Dolls, Femininity and Auto-status
Hello and welcome back to our weekly update on the most interesting (to me, LOL) digital trends! If this is your first time reading my blog, shame on you! But you are well in time to go back and catch-up on last week's news. One of the many good things about the internet it is that it is F A S T. So whether you are reading this on your phone, laptop or desktop computer, there literally is no excuse for you to not go and check out my very first blog.
Anyways! Here are this week’s news:
Interestingly, I want to open with a trend that is not completely digital and has nothing to do with Social Media (Second blog and I am already changing the format: doesn't seem very intelligent). I am sure many of you have played or avoided playing (like me) with Barbie dolls and Polly Pockets growing up. Those dolls impersonated the mainstream idea of being a girl and were historically known for asserting traditional images of femininity. Personally, I did not like them even though I loved playing with dolls. I remember cutting most of my doll’s hair short and dressing them with knitted clothes that my grandmother would make. I loved playing with colours and textures. I did not like Barbies because they represented something so far from me that I could not understand them. There was little to no creativity involved in playing with them as they all looked the same!

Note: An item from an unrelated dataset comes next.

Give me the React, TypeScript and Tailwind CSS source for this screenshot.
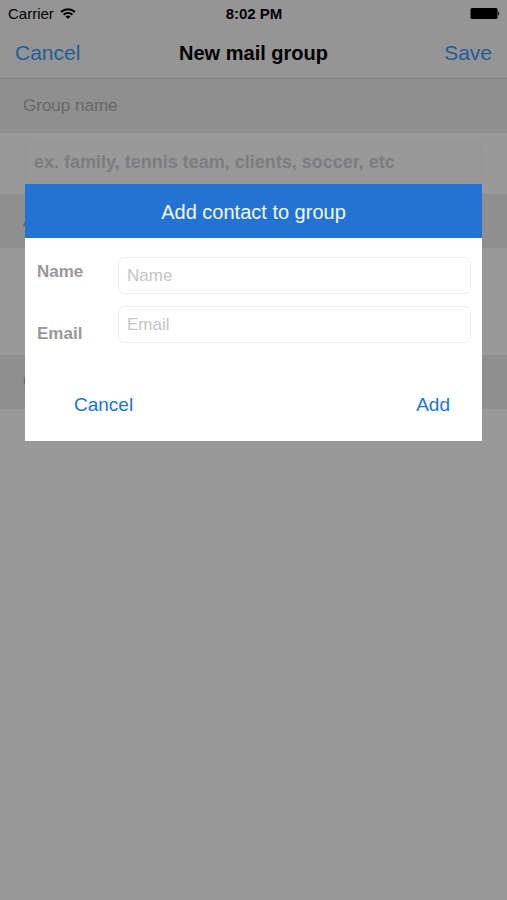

Last week, famous toy brand Mattel, the very toy brand that owns Barbie and Polly Pocket, launched the world’s first gender-neutral doll. Creatable World is a line of dolls with figures and features that don’t appear obviously male or female, allowing children to style and dress them up in any way they choose. Each doll comes with a selection of wigs, clothes and accessories giving kids free rein to play without consideration of gender.
“In our world, dolls are as limitless as the kids who play with them. Introducing Creatable World, a doll line designed to keep labels out and invite everyone in—giving kids the freedom to create their own customizable characters again and again.”
As a Millennial, the discussions about femininity and gender have always been of high interest to me. However, I was born in the last years of the Millennial generation, and many of those older millennials are now creating families for themselves. Millennial parents are concerned about how their parenting techniques will impact their children as they get older, and are placing more and more attention to gender issues. They want to make sure their kids don’t feel oppressed by stereotypical expectations of girls and boys.
Mattel is probably just adapting its business to a new generation of parents, but this is certainly an interesting step towards a more fluid society, where girls and boys can find their role models in anyone.
Going back to Social Media,
Instagram keep adding features to its platform, and some of them are freaky.
As of a couple of weeks, Instagram has launched its new messaging app - Threads - which only includes conversations with your close friends. This app now includes a new 'Auto-Status' feature that would help to keep people updated on your movements throughout the day. Where Threads looks to differentiate from other messaging apps is exactly in its Status and Auto Status tools. Status enables users to manually set an emoji as an away message, giving their friends a visual representation of what they’re up to at any given time. Auto Status, meanwhile, will allocate an emoji status without manual input, making an assumption based on your location, your movement, your phone’s battery level, etc.
As you can imagine, this feature has caused some concern. So Instagram was quick to reassure its users that before auto status is enabled, everyone will be told what information Auto Status is requesting and will be asked to specifically agree.
Instagram is also rolling out a new option called “restrict” which will enable users to limit the exposure of certain users when they comment on their posts. As explained by Instagram:
“You can restrict someone by swiping left on a comment, through the Privacy tab in Settings, or directly on the profile of the account you intend to restrict. Once Restrict is enabled, comments on your posts from a person you have restricted will only be visible to that person.”
This feature seems to be falling a bit unnoticed, but I consider it a massive step forwards from the company in protecting people from cyberbullying and trolling. You can shut down any 'commentor' you choose, without that person knowing, which means they can go on thinking they're reaching you, and your followers, but they won't be. In addition to this, by using 'Restrict', instead of blocking someone, users can still keep tabs on that users' comments, and report them at a later stage if they cross the line.
Last but not least:
Snapchat is looking to provide a new option which would enable users to create simple, free Geofilters tagged to their home address, which visitors to their home would then be able to add to their Snaps.
Once enabled, Snapchat would then provide you with a range of simple Home filter templates which display your Bitmoji likeness. You would then be able to add text to the design, then apply it to your Home location.